Did you remember him until I mentioned him?
Could you recognize him in a lineup?
No such problem for Phelps now. He is the face of these Beijing Games, the tall, gangly, toothy-smiled guy who was getting roars and gasps when he was introduced for a race.
“It’s cool,” Phelps told NBC of all the attention he had gotten. “I’m having fun. It’s all I wanted to do.” One for the ages
And now he gets to do what he hasn’t been able to do more than a week: relax. Let others chronicle his story.
You can start the clock on this amazing journey on Day 1 of the competition in Beijing, but it really begins years ago, when Phelps, as a child, jumped in a Baltimore pool, partly as a way of dealing with his hyper energy and Attention Deficit Hyperactivity Disorder.
It continues through his first national record at age 10, through his qualifying for the 2000 Sydney Olympics when he was only 15, for his amazing performance in Athens four years later (six golds and two bronzes), for his four years in Ann Arbor swimming for Club Wolverine, for all the unseen early-morning training swims, day after week after month after year, all the way through the media circus in China from Day 1 until the final touch of the wall in the 400 medley today.
Through it all, he handled things with grace.

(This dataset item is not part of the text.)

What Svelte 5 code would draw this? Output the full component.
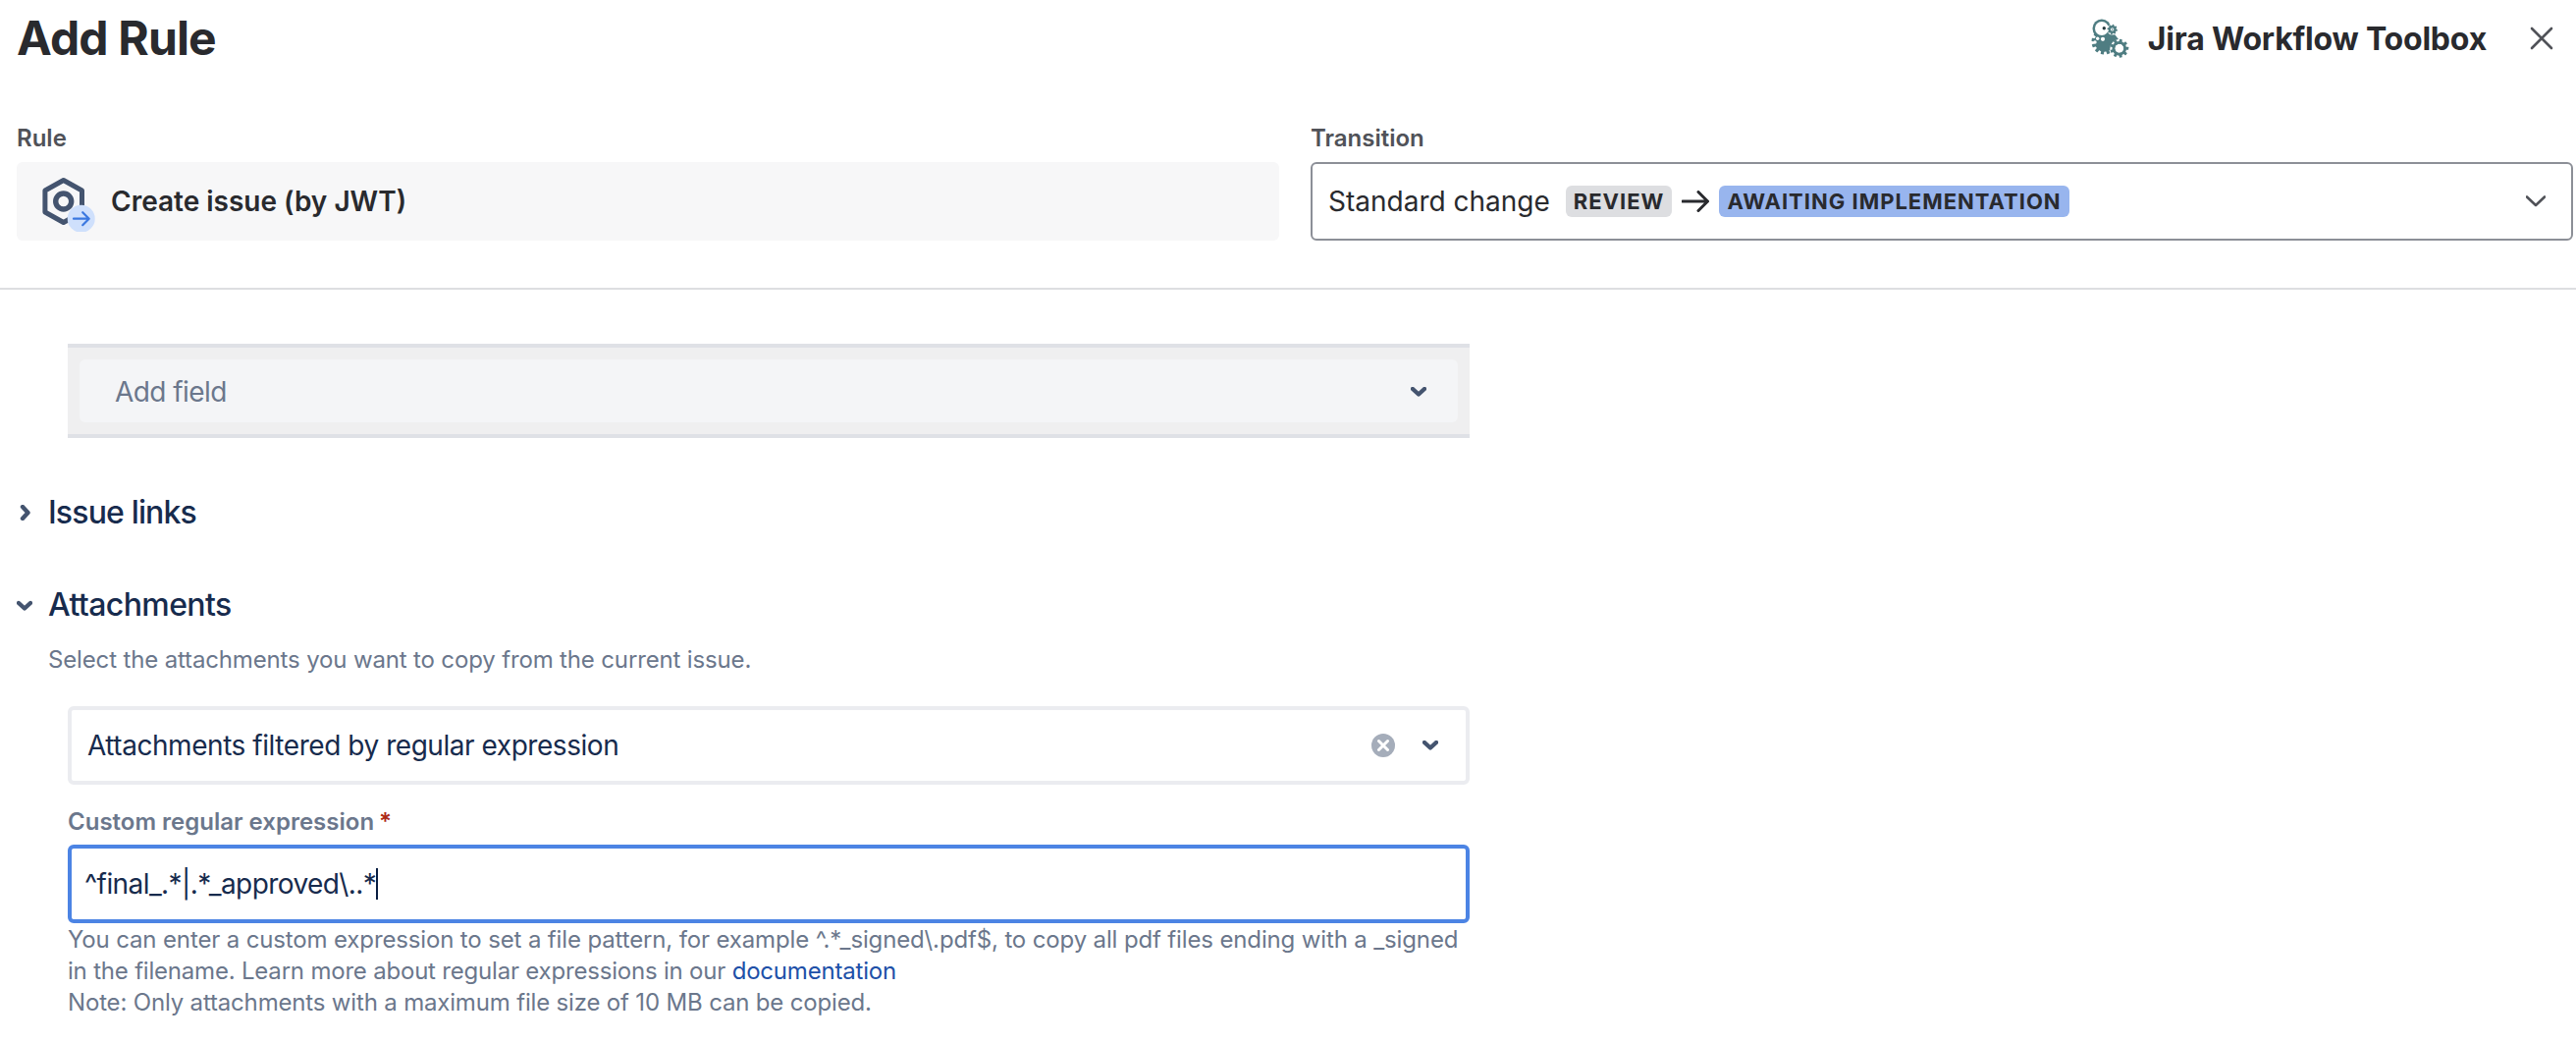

He may not major in speeches (his most common sentence was “I’m at a loss for words”), but he did things right, he was deferential to the Olympians before him, congratulatory of his teammates, and, of course, sweet to his mother, who has been captured on TV almost as much as her son.
Of all the things said about Phelps during this run, perhaps Peirsol said it best, when asked by the media when we might see another one like him.
“I’m not sure when. It might be once in a century you see something like this,” he said.
If so, it’ll be a memorable 100 years. Phelps stands alone, but he didn’t do it alone, and that final image from the Water Cube, Phelps roaring with teammates who shared a common flag and a common dream, is maybe the best snapshot of all.
Eight is enough. The pool is closed. Put your weary feet up, Michael Phelps, and enjoy what you’ve done.